Sen. Ron Wyden (D-Ore.) introduced a bill Thursday that would fine cable companies $500,000 per day for failing to provide “child-friendly” tiers of programming that included a minimum of 15 channels.
Wyden said the bill would help parents to filter inappropriate content without regulating every channel on cable.
“Parents who do not want their children to watch violent, obscene or sexually explicit programming should be able to choose a tier of programming appropriate for them,” Wyden said in a prepared statement. “The key here is to guarantee that parents will have adequate viewing options for their kids without imposing federal regulation on all paid content provided on satellite and cable.”
The bill would give cable and satellite providers one year to comply with the new law. In addition to the tiering requirement, Wyden’s bill would force pay TV providers to include channel-blocking instructions in monthly bills.
In his statement, Wyden insisted that his bill would not “dictate how the programming must be offered,” except for the 15-channel minimum.
“The bill leaves it up to the operator whether to offer the kids’ tier as part of a basic or expanded-basic package or as a completely separate package,” Wyden said.
A new law was necessary, he added, because children spend more time watching TV than anything else except sleeping and because a majority of parents have told pollsters that they are very concerned about TV sex and profanity during early evening hours when children are in the audience.
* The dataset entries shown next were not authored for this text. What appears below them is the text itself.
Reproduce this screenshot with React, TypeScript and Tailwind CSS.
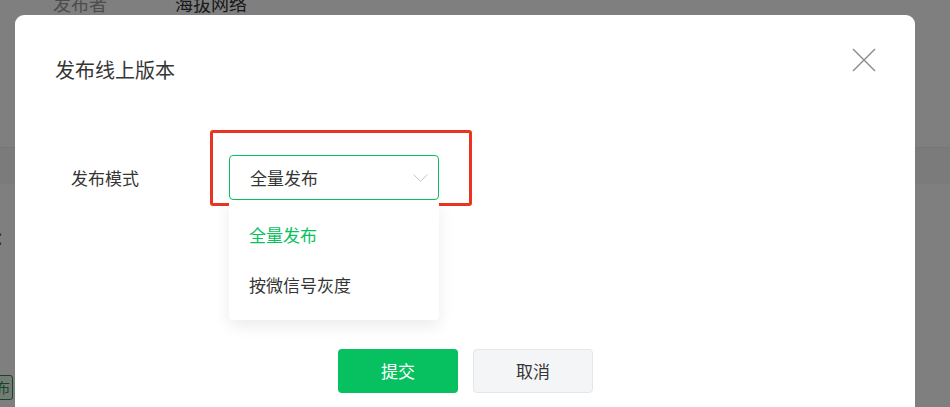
const font = { fontFamily: '"Noto Sans CJK SC", "Noto Sans", sans-serif' };

function BackgroundPage() {
  return (
    <div className="w-[950px] h-[407px] bg-white flex flex-col">
      <div className="h-[157px] flex items-start -mt-[10px] text-[18px] leading-[26px]">
        <span className="ml-[53px] w-[122px] text-[#9a9a9a]">发布者</span>
        <span className="text-[#333]">海拔网络</span>
      </div>
      <div className="h-[37px] bg-[#f7f7f7] border-t border-[#ececec]" />
      <div className="flex-1 flex flex-col">
        <div className="mt-[40px] -ml-[5px] text-[18px] leading-[26px] text-[#333]">：</div>
        <div className="mt-[125px] flex">
          <span className="-ml-[35px] px-[2px] border border-[#2f8f3f] rounded-[3px] bg-[#e8f7ec] text-[#2f8f3f] text-[14px] leading-[23px]">
            已发布
          </span>
        </div>
      </div>
    </div>
  );
}

function Chevron() {
  return (
    <svg width="15" height="8" viewBox="0 0 15 8" fill="none">
      <path d="M0.5 0.5 L7.5 7.3 L14.5 0.5" stroke="#c4c4c4" strokeWidth="1" />
    </svg>
  );
}

function CloseIcon() {
  return (
    <svg width="24" height="24" viewBox="0 0 24 24" fill="none">
      <path d="M1 1 L23 23 M23 1 L1 23" stroke="#8a8a8a" strokeWidth="1.4" />
    </svg>
  );
}

function ModeSelect() {
  return (
    <div className="relative w-[210px]">
      <div className="absolute -left-[19px] -top-[25px] w-[262px] h-[76px] border-[3px] border-[#ea3323] rounded-[3px]" />
      <div className="h-[45px] border border-[#07c160] rounded-[4px] flex items-center pl-[20px] pr-[10px] bg-white">
        <span className="flex-1 text-[17px] text-[#353535]">全量发布</span>
        <Chevron />
      </div>
      <div className="absolute left-0 top-full w-[210px] bg-white rounded-b-[4px] shadow-[0_6px_16px_rgba(0,0,0,0.08)] py-[10px]">
        <div className="h-[50px] flex items-center pl-[20px] text-[17px] text-[#07c160]">全量发布</div>
        <div className="h-[50px] flex items-center pl-[20px] text-[17px] text-[#353535]">按微信号灰度</div>
      </div>
    </div>
  );
}

export default function App() {
  return (
    <div className="relative w-[950px] h-[407px] overflow-hidden" style={font}>
      <BackgroundPage />
      <div className="absolute inset-0 bg-black/50" />
      <div className="absolute left-[15px] top-[15px] w-[900px] h-[430px] bg-white rounded-[9px]">
        <div className="flex items-start">
          <div className="flex-1 pt-[41px] pl-[40px] text-[20px] leading-[28px] text-[#353535]">发布线上版本</div>
          <button className="mt-[33px] mr-[39px]">
            <CloseIcon />
          </button>
        </div>
        <div className="mt-[71px] flex items-center">
          <span className="ml-[56px] w-[158px] text-[17px] text-[#353535]">发布模式</span>
          <ModeSelect />
        </div>
        <div className="mt-[149px] flex justify-center gap-[15px] pl-[1px]">
          <button className="w-[120px] h-[44px] rounded-[4px] bg-[#07c160] text-white text-[17px]">提交</button>
          <button className="w-[120px] h-[44px] rounded-[4px] bg-[#f4f5f7] border border-[#e4e6ea] text-[#353535] text-[17px]">取消</button>
        </div>
      </div>
    </div>
  );
}
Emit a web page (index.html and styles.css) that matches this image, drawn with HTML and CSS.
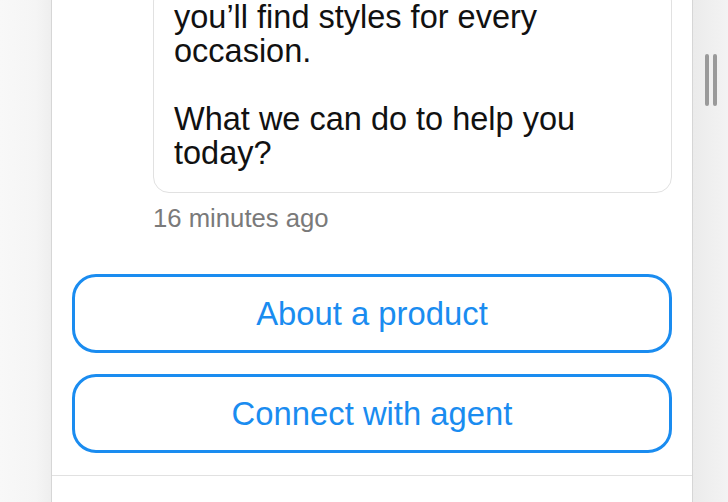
FILE: index.html
```html
<!DOCTYPE html>
<html lang="en">
<head>
  <meta charset="UTF-8" />
  <meta name="viewport" content="width=device-width, initial-scale=1" />
  <title>Chat</title>
  <link rel="stylesheet" href="styles.css">
</head>
<body>
<div class="side side-left"></div>

<main class="chat">
  <div class="messages">
    <div class="bubble">
      <p>you’ll find styles for every occasion.</p>
      <p>What we can do to help you today?</p>
    </div>
    <div class="time">16 minutes ago</div>

    <div class="replies">
      <button class="reply-btn">About a product</button>
      <button class="reply-btn">Connect with agent</button>
    </div>
  </div>
  <div class="composer"></div>
</main>

<div class="side side-right">
  <div class="grip">
    <span></span>
    <span></span>
  </div>
</div>
</body>
</html>
```

FILE: styles.css
```css
:root {
  --blue: #1a8cf0;
  --text-main: #111111;
  --text-muted: #7a7a7a;
  --line: #e1e1e1;
  --edge: #d6d6d6;
}

html, body {
  height: 100%;
}

body {
  margin: 0;
  font-family: "Liberation Sans", Arial, Helvetica, sans-serif;
  color: var(--text-main);
  display: flex;
  overflow: hidden;
}

.side-left {
  width: 51px;
  background: linear-gradient(to right, #f8f8f8, #f5f5f5 70%, #eeeeee);
  border-right: 1px solid var(--edge);
}

.side-right {
  width: 35px;
  background: linear-gradient(to right, #ebebeb, #f3f3f3);
  border-left: 1px solid var(--edge);
}

.grip {
  display: flex;
  gap: 4px;
  padding: 54px 0 0 12px;
}

.grip span {
  width: 4px;
  height: 52px;
  border-radius: 2px;
  background: #9a9a9a;
}

.chat {
  flex: 1;
  background: #ffffff;
  display: flex;
  flex-direction: column;
  height: 100%;
}

.messages {
  flex: 1;
  display: flex;
  flex-direction: column;
  justify-content: flex-end;
  overflow: hidden;
  padding: 0 20px 22px;
}

.bubble {
  margin-left: 81px;
  padding: 14px 20px 22px;
  border: 1.5px solid var(--line);
  border-radius: 16px;
  font-size: 32.5px;
  line-height: 34px;
}

.bubble p {
  margin: 0;
}

.bubble p + p {
  margin-top: 34px;
}

.time {
  margin: 10px 0 0 81px;
  font-size: 25.7px;
  line-height: 30px;
  color: var(--text-muted);
}

.replies {
  margin-top: 41px;
  display: flex;
  flex-direction: column;
  gap: 21px;
}

.reply-btn {
  height: 79px;
  border: 3px solid var(--blue);
  border-radius: 24px;
  background: #ffffff;
  color: var(--blue);
  font-family: inherit;
  font-size: 32.8px;
  cursor: pointer;
}

.composer {
  height: 26px;
  border-top: 1px solid var(--line);
}
```
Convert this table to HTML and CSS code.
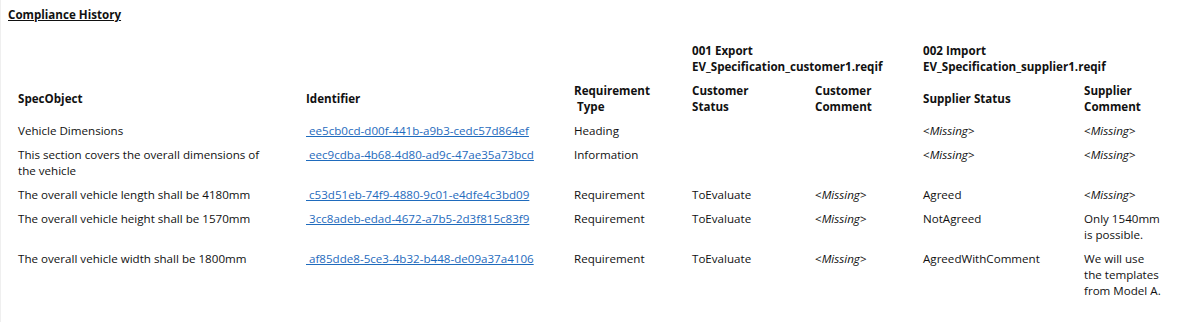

But Wyden said his approach -- creating a programming zone suitable for kids in lieu of a pure a la carte regime -- was intended to address other poll results showing that people were concerned about excessive governmental regulation and believed parents should take responsibility for the programming they purchase.
The National Cable & Telecommunications Association said consumer education was preferable to government programming mandates.
"The FCC [Federal Communications Commission] and GAO [Government Accountability Office] have both independently concluded that government-mandated a la carte or themed tiers would result in higher prices for consumers, plus reduce choice and diversity in programming,” NCTA spokesman Brian Dietz said.
“We don't believe that is a winning solution for consumers,” he added. “Instead, we believe that providing our customers with the widest array of programming for the entire family, plus easy-to-use parental-control devices that enable families to block content they feel is inappropriate, provides the best options for families to manage their home TV viewing.”